Skeptisch zeigt sich der Arbeitsmarktexperte August Gächter. „Gerade bei Menschen ohne Ausbildung, die aber langfristig in Österreich bleiben werden, wäre es wichtiger, in eine Qualifizierung zu investieren“, sagt er. Die österreichische Wirtschaft suche händeringend qualifizierte Arbeitnehmer, „viele der anerkannten Flüchtlinge wären qualifizierbar“.
Kurse in Wien
Wie berichtet, wird 2019 noch eine Neuerung für Flüchtlinge bringen. Künftig wird es kein Extrabudget mehr für Flüchtlinge geben, bisher wurden sowohl Deutschkurse als auch das Integrationsjahr extra dotiert. Zum Integrationsjahr gehören etwa die Kompetenzfeststellungen.

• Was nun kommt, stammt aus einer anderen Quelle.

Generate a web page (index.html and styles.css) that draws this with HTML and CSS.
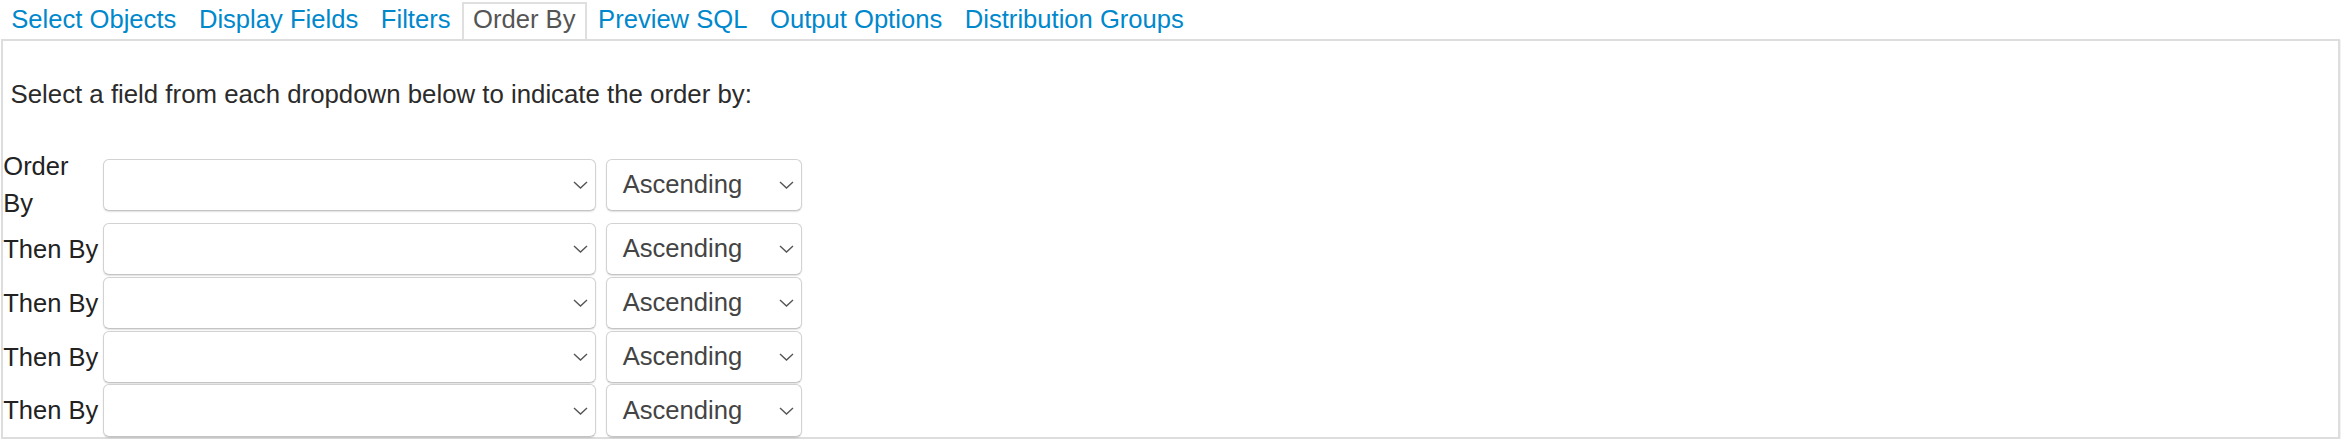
FILE: index.html
```html
<!DOCTYPE html>
<html>
<head>
<meta charset="utf-8">
<title>Order By</title>
<link rel="stylesheet" href="styles.css">
</head>
<body>
<nav class="tabs">
  <a class="tab" href="#">Select Objects</a>
  <a class="tab" href="#">Display Fields</a>
  <a class="tab" href="#">Filters</a>
  <span class="tab active">Order By</span>
  <a class="tab" href="#">Preview SQL</a>
  <a class="tab" href="#">Output Options</a>
  <a class="tab" href="#">Distribution Groups</a>
</nav>
<section class="panel">
  <p class="intro">Select a field from each dropdown below to indicate the order by:</p>
  <div class="order">
    <div class="lbl">Order By</div>
    <div class="sel sel-field"><span class="val"></span><svg class="chev" viewBox="0 0 15 8" width="15" height="8"><path d="M1 1 L7.5 7 L14 1"/></svg></div>
    <div class="sel sel-dir"><span class="val">Ascending</span><svg class="chev" viewBox="0 0 15 8" width="15" height="8"><path d="M1 1 L7.5 7 L14 1"/></svg></div>

    <div class="lbl">Then By</div>
    <div class="sel sel-field"><span class="val"></span><svg class="chev" viewBox="0 0 15 8" width="15" height="8"><path d="M1 1 L7.5 7 L14 1"/></svg></div>
    <div class="sel sel-dir"><span class="val">Ascending</span><svg class="chev" viewBox="0 0 15 8" width="15" height="8"><path d="M1 1 L7.5 7 L14 1"/></svg></div>

    <div class="lbl">Then By</div>
    <div class="sel sel-field"><span class="val"></span><svg class="chev" viewBox="0 0 15 8" width="15" height="8"><path d="M1 1 L7.5 7 L14 1"/></svg></div>
    <div class="sel sel-dir"><span class="val">Ascending</span><svg class="chev" viewBox="0 0 15 8" width="15" height="8"><path d="M1 1 L7.5 7 L14 1"/></svg></div>

    <div class="lbl">Then By</div>
    <div class="sel sel-field"><span class="val"></span><svg class="chev" viewBox="0 0 15 8" width="15" height="8"><path d="M1 1 L7.5 7 L14 1"/></svg></div>
    <div class="sel sel-dir"><span class="val">Ascending</span><svg class="chev" viewBox="0 0 15 8" width="15" height="8"><path d="M1 1 L7.5 7 L14 1"/></svg></div>

    <div class="lbl">Then By</div>
    <div class="sel sel-field"><span class="val"></span><svg class="chev" viewBox="0 0 15 8" width="15" height="8"><path d="M1 1 L7.5 7 L14 1"/></svg></div>
    <div class="sel sel-dir"><span class="val">Ascending</span><svg class="chev" viewBox="0 0 15 8" width="15" height="8"><path d="M1 1 L7.5 7 L14 1"/></svg></div>
  </div>
</section>
</body>
</html>
```
FILE: styles.css
```css
html, body {
  margin: 0;
  padding: 0;
  background: #fff;
}
body {
  font-family: "Liberation Sans", Arial, Helvetica, sans-serif;
  color: #333;
}
.tabs {
  display: flex;
  align-items: flex-end;
  padding-top: 1.5px;
  padding-left: 0;
}
.tab {
  display: block;
  font-size: 25.6px;
  line-height: 30px;
  padding: 0 9.3px 5px;
  border: 2px solid transparent;
  border-bottom: 0;
  color: #0088cc;
  text-decoration: none;
  white-space: nowrap;
}
.tab.active {
  color: #555;
  background: #fff;
  border-color: #dfdfdf;
}
.panel {
  margin: 0 1px 0 1px;
  border: 2px solid #dddddd;
  box-shadow: 1px 1px 1px rgba(0, 0, 0, 0.05);
  padding: 0 0 0.6px 0;
}
.intro {
  margin: 0;
  padding: 35.7px 8px 35.6px 7.5px;
  font-size: 25.8px;
  line-height: 36.5px;
  color: #2b2b2b;
}
.order {
  display: grid;
  grid-template-columns: 99.7px auto auto;
  justify-content: start;
  align-items: center;
  row-gap: 1.5px;
}
.lbl {
  font-size: 25.5px;
  line-height: 36.5px;
  color: #222;
  padding-left: 0.3px;
}
.sel {
  box-sizing: border-box;
  height: 52.4px;
  display: flex;
  align-items: center;
  justify-content: space-between;
  border: 1.5px solid #d2d2d2;
  border-bottom-color: #c4c4c4;
  border-radius: 6px;
  background: #fff;
  box-shadow: 0 1px 1.5px rgba(0, 0, 0, 0.12);
  padding: 0 7px 0 16px;
  font-size: 25.6px;
  color: #444;
}
.sel-field {
  width: 493.3px;
}
.sel-dir {
  width: 196px;
  margin-left: 9.7px;
}
.chev {
  flex: none;
  display: block;
}
.chev path {
  fill: none;
  stroke: #555;
  stroke-width: 1.4;
}
```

Wie der Δtandard erfuhr, heißt das aber nicht, dass das AMS gar keine Integration mehr fördern wird. Den AMS-Landesgeschäftsstellen sind ein Budget und Ziele vorgegeben, über einen Teil der Gelder können sie verfügen. Das AMS Wien wird im kommenden Jahr noch rund 22.000 Plätze für Deutschkurse zur Verfügung stellen, heuer waren es rund 40.000. Auch die Kompetenzchecks bleiben in der Hauptstadt erhalten. Die Zahl der vom AMS betreuten Flüchtlinge ist zuletzt noch leicht gestiegen.